Given task ▸ Look through the lines below and extract each one that contains "React".
_ _ _ _ _
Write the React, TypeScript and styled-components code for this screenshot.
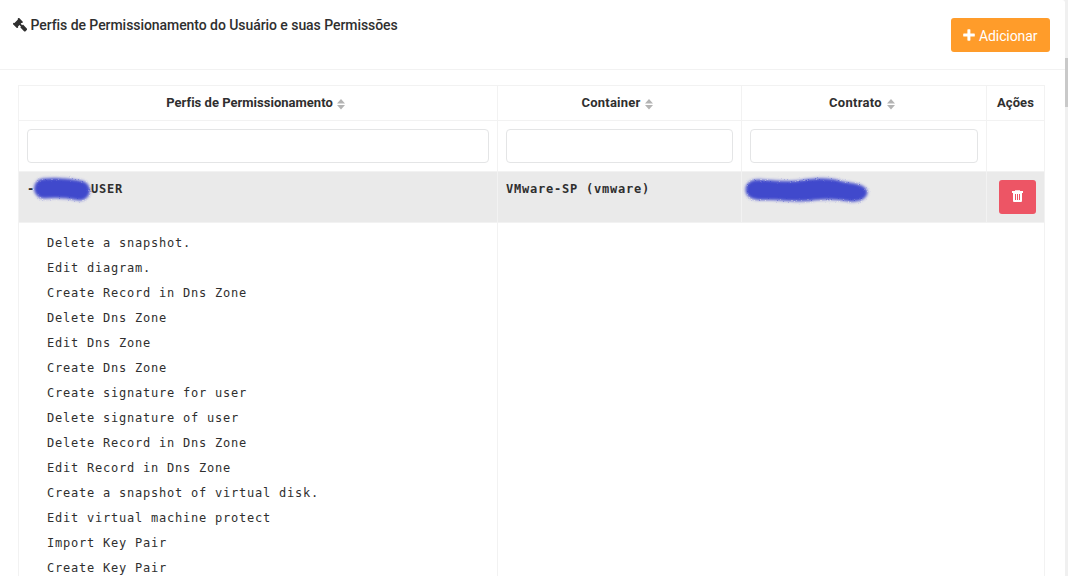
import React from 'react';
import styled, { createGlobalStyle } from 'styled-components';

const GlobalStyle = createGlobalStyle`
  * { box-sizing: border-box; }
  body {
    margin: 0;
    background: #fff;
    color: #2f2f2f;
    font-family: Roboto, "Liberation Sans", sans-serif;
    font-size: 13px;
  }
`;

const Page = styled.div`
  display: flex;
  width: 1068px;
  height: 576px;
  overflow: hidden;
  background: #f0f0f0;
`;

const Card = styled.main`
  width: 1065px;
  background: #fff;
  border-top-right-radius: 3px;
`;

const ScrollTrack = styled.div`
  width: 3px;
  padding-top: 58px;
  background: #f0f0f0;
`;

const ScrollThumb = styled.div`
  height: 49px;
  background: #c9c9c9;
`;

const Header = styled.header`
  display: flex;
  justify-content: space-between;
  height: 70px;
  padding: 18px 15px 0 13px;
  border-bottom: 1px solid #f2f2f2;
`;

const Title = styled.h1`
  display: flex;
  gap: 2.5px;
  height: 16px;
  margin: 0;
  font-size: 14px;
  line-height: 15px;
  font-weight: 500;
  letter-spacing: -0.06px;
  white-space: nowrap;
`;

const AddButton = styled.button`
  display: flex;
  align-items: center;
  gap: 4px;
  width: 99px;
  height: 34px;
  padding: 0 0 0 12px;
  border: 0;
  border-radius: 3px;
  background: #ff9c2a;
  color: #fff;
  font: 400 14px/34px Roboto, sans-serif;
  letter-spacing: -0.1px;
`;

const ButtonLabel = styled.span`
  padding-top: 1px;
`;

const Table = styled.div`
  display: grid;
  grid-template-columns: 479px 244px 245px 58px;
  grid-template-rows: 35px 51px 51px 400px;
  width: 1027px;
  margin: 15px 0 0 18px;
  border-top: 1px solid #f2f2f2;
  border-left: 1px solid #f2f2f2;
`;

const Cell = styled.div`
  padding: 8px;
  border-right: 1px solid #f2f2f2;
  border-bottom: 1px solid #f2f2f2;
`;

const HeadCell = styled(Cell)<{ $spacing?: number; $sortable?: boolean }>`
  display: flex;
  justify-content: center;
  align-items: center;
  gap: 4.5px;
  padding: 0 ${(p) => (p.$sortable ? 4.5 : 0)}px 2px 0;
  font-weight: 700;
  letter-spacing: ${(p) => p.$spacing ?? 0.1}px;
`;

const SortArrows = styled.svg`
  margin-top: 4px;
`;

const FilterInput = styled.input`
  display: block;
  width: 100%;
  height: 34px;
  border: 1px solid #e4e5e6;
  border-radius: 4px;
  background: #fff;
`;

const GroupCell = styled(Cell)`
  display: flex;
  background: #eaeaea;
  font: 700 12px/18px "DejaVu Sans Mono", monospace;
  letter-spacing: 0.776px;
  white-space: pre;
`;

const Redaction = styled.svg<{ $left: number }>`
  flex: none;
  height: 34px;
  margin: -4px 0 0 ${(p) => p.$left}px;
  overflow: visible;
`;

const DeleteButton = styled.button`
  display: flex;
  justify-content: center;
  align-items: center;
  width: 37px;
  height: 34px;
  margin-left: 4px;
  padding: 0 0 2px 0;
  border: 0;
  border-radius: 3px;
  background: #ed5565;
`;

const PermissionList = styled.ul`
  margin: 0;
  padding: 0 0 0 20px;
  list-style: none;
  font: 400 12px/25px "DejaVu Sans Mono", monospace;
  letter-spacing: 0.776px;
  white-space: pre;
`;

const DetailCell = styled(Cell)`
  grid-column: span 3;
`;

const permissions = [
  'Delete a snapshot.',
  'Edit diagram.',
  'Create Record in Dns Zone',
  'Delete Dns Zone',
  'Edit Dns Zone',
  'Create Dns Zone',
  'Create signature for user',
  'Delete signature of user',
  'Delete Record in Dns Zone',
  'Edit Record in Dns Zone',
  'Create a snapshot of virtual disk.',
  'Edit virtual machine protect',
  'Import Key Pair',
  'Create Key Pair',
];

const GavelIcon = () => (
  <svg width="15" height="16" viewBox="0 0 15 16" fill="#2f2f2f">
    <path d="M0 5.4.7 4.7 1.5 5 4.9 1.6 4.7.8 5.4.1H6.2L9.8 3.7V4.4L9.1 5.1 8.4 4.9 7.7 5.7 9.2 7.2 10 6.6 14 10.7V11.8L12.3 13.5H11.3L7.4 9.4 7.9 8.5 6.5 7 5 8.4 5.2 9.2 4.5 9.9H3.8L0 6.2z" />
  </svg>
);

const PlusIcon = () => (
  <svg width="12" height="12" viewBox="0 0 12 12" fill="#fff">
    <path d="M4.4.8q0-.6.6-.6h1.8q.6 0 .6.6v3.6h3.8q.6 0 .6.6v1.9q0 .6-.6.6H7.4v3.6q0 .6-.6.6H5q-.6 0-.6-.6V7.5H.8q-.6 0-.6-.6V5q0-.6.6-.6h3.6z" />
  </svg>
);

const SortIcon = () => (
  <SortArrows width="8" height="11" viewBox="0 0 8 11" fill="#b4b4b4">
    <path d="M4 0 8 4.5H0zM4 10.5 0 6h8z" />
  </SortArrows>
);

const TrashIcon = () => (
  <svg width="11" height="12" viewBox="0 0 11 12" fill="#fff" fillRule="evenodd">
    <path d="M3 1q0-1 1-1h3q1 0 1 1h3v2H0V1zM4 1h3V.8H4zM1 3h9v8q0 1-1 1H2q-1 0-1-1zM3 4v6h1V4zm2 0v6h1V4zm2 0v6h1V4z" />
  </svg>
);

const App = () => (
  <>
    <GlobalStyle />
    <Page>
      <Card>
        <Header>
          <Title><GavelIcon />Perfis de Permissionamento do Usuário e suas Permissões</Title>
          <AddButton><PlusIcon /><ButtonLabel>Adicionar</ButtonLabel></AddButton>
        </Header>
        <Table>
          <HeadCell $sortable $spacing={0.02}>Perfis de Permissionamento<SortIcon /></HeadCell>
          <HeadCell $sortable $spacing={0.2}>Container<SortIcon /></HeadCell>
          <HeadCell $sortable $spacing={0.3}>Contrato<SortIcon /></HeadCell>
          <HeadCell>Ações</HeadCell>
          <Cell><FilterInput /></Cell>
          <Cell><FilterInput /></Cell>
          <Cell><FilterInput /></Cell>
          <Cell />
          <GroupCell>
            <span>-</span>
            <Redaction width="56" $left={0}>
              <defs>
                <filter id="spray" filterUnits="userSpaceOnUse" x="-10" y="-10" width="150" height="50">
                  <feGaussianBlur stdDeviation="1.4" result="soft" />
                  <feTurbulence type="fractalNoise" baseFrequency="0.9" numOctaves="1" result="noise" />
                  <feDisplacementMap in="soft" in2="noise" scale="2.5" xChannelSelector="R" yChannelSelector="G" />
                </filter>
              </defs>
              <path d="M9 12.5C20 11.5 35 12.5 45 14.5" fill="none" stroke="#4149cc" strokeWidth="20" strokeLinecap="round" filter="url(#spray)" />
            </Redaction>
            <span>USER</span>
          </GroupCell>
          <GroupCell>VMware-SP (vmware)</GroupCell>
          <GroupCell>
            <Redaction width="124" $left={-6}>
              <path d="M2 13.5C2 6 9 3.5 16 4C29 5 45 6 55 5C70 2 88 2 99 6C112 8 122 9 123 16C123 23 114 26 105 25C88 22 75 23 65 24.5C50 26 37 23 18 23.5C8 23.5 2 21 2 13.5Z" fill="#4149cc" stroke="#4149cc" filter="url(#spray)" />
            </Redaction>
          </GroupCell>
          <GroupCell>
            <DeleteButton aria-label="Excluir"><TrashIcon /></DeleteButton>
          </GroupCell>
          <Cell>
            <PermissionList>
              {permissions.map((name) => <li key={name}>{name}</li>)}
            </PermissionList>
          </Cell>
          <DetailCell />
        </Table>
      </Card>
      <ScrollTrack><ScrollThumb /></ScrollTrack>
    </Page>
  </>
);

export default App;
_ _ _ _ _
Result ▸
Write the React, TypeScript and styled-components code for this screenshot.
import React from 'react';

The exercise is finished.